*Task description*. Work through the following lines and count those that hold the word "index". Reply with that number only.

[start Dataset entries]

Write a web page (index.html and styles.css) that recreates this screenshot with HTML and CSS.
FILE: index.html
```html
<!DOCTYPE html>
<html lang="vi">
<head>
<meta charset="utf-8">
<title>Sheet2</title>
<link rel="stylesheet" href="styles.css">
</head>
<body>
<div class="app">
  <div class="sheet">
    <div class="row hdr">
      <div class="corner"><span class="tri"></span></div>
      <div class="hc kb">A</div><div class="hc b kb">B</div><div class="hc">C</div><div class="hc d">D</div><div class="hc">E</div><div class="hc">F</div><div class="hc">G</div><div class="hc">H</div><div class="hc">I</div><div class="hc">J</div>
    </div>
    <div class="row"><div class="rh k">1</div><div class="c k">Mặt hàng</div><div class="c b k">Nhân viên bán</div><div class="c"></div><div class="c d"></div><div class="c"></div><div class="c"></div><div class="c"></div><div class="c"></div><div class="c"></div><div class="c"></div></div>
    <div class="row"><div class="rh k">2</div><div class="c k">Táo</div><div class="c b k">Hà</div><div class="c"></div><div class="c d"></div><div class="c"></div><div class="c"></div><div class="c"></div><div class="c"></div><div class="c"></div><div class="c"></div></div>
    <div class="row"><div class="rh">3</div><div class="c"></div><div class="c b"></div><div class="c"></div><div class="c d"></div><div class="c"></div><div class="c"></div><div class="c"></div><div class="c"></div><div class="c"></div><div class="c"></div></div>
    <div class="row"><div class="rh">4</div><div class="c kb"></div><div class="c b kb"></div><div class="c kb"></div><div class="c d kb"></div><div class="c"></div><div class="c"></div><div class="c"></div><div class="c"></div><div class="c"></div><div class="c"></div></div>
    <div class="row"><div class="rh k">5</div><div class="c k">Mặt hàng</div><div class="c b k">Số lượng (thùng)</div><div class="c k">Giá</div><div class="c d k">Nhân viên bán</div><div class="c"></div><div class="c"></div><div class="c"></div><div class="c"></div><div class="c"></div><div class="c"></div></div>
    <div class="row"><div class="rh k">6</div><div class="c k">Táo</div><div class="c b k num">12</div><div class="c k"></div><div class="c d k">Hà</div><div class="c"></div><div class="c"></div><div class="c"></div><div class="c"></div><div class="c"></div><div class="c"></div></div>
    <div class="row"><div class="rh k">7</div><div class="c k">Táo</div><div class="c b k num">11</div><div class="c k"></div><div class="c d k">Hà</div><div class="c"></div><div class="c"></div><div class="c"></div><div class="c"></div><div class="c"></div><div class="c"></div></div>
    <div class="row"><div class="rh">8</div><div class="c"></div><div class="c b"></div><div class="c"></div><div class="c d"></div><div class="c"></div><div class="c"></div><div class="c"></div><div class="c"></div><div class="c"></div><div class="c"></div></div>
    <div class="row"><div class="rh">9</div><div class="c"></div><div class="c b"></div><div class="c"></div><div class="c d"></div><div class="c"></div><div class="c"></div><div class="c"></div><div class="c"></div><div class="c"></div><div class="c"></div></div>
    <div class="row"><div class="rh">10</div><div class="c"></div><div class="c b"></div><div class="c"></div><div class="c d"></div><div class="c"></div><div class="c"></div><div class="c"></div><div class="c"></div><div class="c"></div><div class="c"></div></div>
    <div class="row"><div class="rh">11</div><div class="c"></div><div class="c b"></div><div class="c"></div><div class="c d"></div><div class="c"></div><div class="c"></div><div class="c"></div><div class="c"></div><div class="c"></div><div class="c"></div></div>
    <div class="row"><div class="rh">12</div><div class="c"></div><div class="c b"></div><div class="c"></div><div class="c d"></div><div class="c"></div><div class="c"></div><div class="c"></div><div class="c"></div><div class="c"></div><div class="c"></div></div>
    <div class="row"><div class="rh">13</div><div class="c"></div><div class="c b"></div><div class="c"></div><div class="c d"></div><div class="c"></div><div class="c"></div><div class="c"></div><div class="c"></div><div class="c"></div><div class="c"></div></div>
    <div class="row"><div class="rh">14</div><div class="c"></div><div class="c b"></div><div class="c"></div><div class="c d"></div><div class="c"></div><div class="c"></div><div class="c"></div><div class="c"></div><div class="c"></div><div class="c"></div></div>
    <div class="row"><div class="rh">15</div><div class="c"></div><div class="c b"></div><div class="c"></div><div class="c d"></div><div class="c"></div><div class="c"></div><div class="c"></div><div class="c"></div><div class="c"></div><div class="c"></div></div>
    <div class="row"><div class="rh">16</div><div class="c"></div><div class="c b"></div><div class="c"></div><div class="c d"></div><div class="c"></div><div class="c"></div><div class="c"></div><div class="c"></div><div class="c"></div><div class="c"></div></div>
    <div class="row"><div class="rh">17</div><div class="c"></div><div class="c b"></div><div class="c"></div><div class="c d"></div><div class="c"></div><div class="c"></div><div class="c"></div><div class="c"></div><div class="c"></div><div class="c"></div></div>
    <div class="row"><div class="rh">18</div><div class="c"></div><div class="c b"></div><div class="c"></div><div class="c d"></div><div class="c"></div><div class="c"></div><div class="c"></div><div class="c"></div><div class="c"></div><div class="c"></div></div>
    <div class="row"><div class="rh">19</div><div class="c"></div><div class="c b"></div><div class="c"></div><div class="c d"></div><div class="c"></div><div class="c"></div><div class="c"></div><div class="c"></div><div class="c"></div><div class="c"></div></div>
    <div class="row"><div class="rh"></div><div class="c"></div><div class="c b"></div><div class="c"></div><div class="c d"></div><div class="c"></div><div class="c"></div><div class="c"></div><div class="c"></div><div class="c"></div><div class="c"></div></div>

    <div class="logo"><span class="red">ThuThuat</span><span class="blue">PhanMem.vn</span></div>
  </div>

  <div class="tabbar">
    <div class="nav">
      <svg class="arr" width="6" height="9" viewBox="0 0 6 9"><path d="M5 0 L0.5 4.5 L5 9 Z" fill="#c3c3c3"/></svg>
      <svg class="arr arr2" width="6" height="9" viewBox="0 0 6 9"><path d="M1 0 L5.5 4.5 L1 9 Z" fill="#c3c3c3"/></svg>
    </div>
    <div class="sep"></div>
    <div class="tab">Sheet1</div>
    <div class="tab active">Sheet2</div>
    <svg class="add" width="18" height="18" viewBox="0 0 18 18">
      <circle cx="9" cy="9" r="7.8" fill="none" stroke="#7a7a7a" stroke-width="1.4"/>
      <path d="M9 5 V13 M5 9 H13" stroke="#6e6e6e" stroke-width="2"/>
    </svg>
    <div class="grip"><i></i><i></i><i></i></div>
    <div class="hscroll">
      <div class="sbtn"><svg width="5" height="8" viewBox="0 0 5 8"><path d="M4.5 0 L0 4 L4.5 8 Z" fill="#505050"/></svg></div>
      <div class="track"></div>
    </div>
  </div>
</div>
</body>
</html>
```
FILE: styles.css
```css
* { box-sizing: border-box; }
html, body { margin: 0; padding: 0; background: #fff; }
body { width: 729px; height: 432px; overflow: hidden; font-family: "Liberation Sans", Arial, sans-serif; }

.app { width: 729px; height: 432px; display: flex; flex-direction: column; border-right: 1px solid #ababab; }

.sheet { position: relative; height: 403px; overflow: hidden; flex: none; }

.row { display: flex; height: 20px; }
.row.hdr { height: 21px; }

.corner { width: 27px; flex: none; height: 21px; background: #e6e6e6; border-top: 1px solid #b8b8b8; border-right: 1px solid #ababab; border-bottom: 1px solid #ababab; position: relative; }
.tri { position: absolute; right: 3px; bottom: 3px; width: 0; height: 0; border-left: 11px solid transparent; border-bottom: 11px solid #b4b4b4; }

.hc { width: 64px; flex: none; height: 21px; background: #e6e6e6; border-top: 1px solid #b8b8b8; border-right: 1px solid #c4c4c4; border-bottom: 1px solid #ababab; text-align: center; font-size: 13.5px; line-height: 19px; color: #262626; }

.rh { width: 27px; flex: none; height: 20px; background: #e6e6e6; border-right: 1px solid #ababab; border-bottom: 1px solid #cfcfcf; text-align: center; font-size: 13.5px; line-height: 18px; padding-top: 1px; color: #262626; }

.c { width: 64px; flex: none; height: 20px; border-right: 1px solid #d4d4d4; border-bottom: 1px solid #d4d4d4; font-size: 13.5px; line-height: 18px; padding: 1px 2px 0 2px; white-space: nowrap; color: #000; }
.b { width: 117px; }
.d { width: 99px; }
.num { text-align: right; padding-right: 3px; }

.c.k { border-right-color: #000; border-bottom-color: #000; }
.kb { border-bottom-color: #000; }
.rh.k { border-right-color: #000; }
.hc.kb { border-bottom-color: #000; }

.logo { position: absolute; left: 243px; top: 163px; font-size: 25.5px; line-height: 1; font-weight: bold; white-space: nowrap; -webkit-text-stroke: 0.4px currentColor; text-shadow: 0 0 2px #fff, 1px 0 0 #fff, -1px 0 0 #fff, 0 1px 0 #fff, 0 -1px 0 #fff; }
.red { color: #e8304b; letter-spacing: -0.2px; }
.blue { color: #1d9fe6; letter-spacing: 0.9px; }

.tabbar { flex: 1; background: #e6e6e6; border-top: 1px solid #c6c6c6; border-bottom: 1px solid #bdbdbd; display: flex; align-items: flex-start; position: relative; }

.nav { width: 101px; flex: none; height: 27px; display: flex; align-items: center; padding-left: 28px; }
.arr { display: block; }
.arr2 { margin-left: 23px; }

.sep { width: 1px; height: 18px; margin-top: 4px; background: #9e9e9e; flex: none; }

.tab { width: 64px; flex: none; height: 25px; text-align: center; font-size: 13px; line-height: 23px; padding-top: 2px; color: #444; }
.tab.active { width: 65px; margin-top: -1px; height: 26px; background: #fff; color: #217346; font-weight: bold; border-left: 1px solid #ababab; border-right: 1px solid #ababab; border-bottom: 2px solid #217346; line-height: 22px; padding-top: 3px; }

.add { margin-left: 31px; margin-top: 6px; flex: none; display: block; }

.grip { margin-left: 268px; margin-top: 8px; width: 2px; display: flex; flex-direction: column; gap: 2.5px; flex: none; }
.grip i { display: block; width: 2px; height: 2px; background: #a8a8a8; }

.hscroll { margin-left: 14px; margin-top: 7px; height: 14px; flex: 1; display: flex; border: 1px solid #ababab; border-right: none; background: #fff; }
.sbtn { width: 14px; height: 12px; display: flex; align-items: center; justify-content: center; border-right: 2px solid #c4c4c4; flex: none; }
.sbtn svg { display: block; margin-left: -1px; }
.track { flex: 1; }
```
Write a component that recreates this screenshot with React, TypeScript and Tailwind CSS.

[end Dataset entries]

*Final result*. 2